Winship disputes, for example, Emmanuel Saez’s research showing income inequality at levels not seen since before the Great Depression. Saez has refuted this critique elsewhere, but in any case Winship’s technical complaint has virtually no bearing on our basic story, which is that the richest have pulled away from the rest.

Precisely to avoid such debates, we used as our prime source the CBO’s income dataset, widely considered the gold standard. Its message? The average income of the top 1 percent rose 281 percent between 1979 and 2007, while that for the middle fifth of Americans increased by 25 percent. Winship wants us to believe the middle’s modest gains would have been even smaller if the rich had not shot into the economic stratosphere. As we point out in our book, however, U.S. economic growth was roughly on par with that of other rich democracies over this period.

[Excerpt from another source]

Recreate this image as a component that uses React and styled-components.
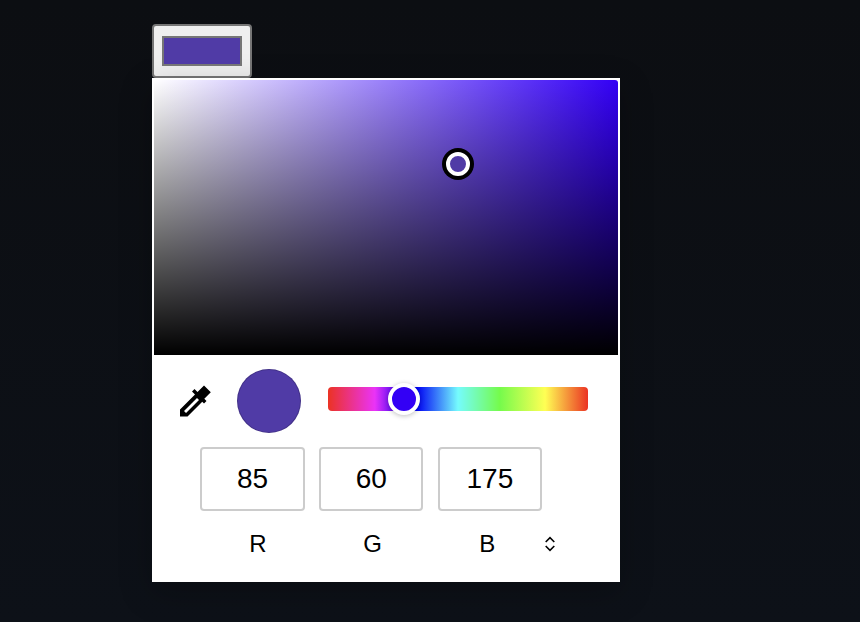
import React from 'react';
import styled, { createGlobalStyle } from 'styled-components';

const GlobalStyle = createGlobalStyle`
	html, body {
		margin: 0;
		height: 100%;
	}
	body {
		background: linear-gradient(180deg, #0c0e12 0%, #0d1118 100%);
		font-family: 'Liberation Sans', Arial, sans-serif;
		overflow: hidden;
	}
`;

const Page = styled.div`
	width: 860px;
	height: 622px;
	box-sizing: border-box;
	padding: 24px 0 0 152px;
`;

const SwatchButton = styled.button`
	display: flex;
	align-items: center;
	justify-content: center;
	width: 100px;
	height: 54px;
	padding: 0;
	box-sizing: border-box;
	background: #efefef;
	border: 2px solid #767676;
	border-radius: 4px;
`;

const SwatchFill = styled.span`
	display: block;
	width: 80px;
	height: 30px;
	box-sizing: border-box;
	background: #503ba6;
	border: 2px solid #767676;
`;

const Panel = styled.div`
	width: 468px;
	height: 504px;
	box-sizing: border-box;
	padding: 2px 2px 0;
	background: #fff;
	box-shadow: 0 10px 30px rgba(0, 0, 0, 0.25);
`;

const SaturationArea = styled.div`
	position: relative;
	height: 275px;
	border-radius: 3px 3px 0 0;
	background:
		linear-gradient(to top, #000, rgba(0, 0, 0, 0)),
		linear-gradient(to right, #fff, #3300f5);
`;

const Cursor = styled.div`
	position: absolute;
	left: 292px;
	top: 72px;
	width: 24px;
	height: 24px;
	box-sizing: border-box;
	border: 4.5px solid #fff;
	border-radius: 50%;
	background: #503ba6;
	box-shadow: 0 0 0 4px #000;
`;

const ControlsRow = styled.div`
	display: flex;
	align-items: center;
	height: 64px;
	margin-top: 14px;
`;

const Dropper = styled.svg`
	display: block;
	width: 40px;
	height: 40px;
	margin: -2px 0 0 21px;
	fill: #000;
`;

const Preview = styled.div`
	width: 64px;
	height: 64px;
	box-sizing: border-box;
	margin-left: 22px;
	border: 1px solid rgba(0, 0, 0, 0.18);
	border-radius: 50%;
	background: #503ba6;
`;

const HueTrack = styled.div`
	position: relative;
	width: 260px;
	height: 24px;
	margin: -4px 0 0 27px;
	border-radius: 4px;
	background: linear-gradient(
		to right,
		#eb3323 0%,
		#ea33f7 18%,
		#2a00f5 28%,
		#0000f5 34%,
		#75fbfd 50%,
		#75fb4c 66%,
		#ffff54 83.5%,
		#eb3323 100%
	);
`;

const HueThumb = styled.div`
	position: absolute;
	left: 60px;
	top: -4px;
	width: 32px;
	height: 32px;
	box-sizing: border-box;
	border: 4px solid #fff;
	border-radius: 50%;
	background: #3300f5;
	box-shadow: 0 1px 5px rgba(0, 0, 0, 0.25);
`;

const FieldRow = styled.div`
	display: flex;
	gap: 14.4px;
	margin: 14px 0 0 46.4px;
`;

const Field = styled.input`
	width: 104.3px;
	height: 64px;
	box-sizing: border-box;
	padding: 0;
	border: 2px solid #ccc;
	border-radius: 4px;
	background: #fff;
	color: #000;
	font-family: inherit;
	font-size: 28px;
	text-align: center;
	outline: none;
`;

const LabelRow = styled.div`
	display: flex;
	align-items: center;
	height: 28px;
	margin: 19px 0 0 46.5px;
`;

const Label = styled.span`
	width: 114.75px;
	color: #000;
	font-size: 24px;
	line-height: 28px;
	text-align: center;
`;

const Chevrons = styled.svg`
	display: block;
	width: 14px;
	height: 16px;
	margin-left: -1.5px;
	fill: none;
	stroke: #000;
	stroke-width: 1.6;
`;

const channels = [
	{ name: 'R', value: 85 },
	{ name: 'G', value: 60 },
	{ name: 'B', value: 175 },
];

const App = () => (
	<>
		<GlobalStyle />
		<Page>
			<SwatchButton type="button" aria-label="Pick colour">
				<SwatchFill />
			</SwatchButton>
			<Panel>
				<SaturationArea>
					<Cursor />
				</SaturationArea>
				<ControlsRow>
					<Dropper viewBox="0 0 40 40">
						<path
							fillRule="evenodd"
							d="M29 5.5L35.8 12.3L29.3 18.8L31.5 21L29 23.5L27.25 21.75L12.5 36.5H5V29.5L20 14.5L17 11.5L19.5 9L22.5 12ZM22 18L9 31L11 33L24 20Z"
						/>
					</Dropper>
					<Preview />
					<HueTrack>
						<HueThumb />
					</HueTrack>
				</ControlsRow>
				<FieldRow>
					{channels.map((channel) => (
						<Field key={channel.name} readOnly value={channel.value} />
					))}
				</FieldRow>
				<LabelRow>
					{channels.map((channel) => (
						<Label key={channel.name}>{channel.name}</Label>
					))}
					<Chevrons viewBox="0 0 14 16">
						<path d="M2.7 6L7 1.7L11.3 6M2.7 10L7 14.3L11.3 10" />
					</Chevrons>
				</LabelRow>
			</Panel>
		</Page>
	</>
);

export default App;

Are middle-class Americans somehow driving the shifts in policy that have advantaged those at the top, as Winship implies? To argue this is not simply to ignore the powerful role of organized economic interests that we examine. It is also to miss the realities that Larry Bartels and other political scientists have increasingly documented: Voters have an extremely difficult time connecting complex policies with their own circumstances, and upper-income voters seem to factor much more in politicians’ calculations than those lower down the economic ladder.

We give much attention to this and other research on the relationship between public opinion, voting, and economic governance in our book. Characteristically, Winship ignores all of it, just as he ignores the telling study suggesting public support for greater equality that Ezra Klein describes in his review. Those interested in learning what we have to say, and whether we can back it up, would do well to read Klein’s assessment (among the many that are available)—or, better yet, the book we actually wrote.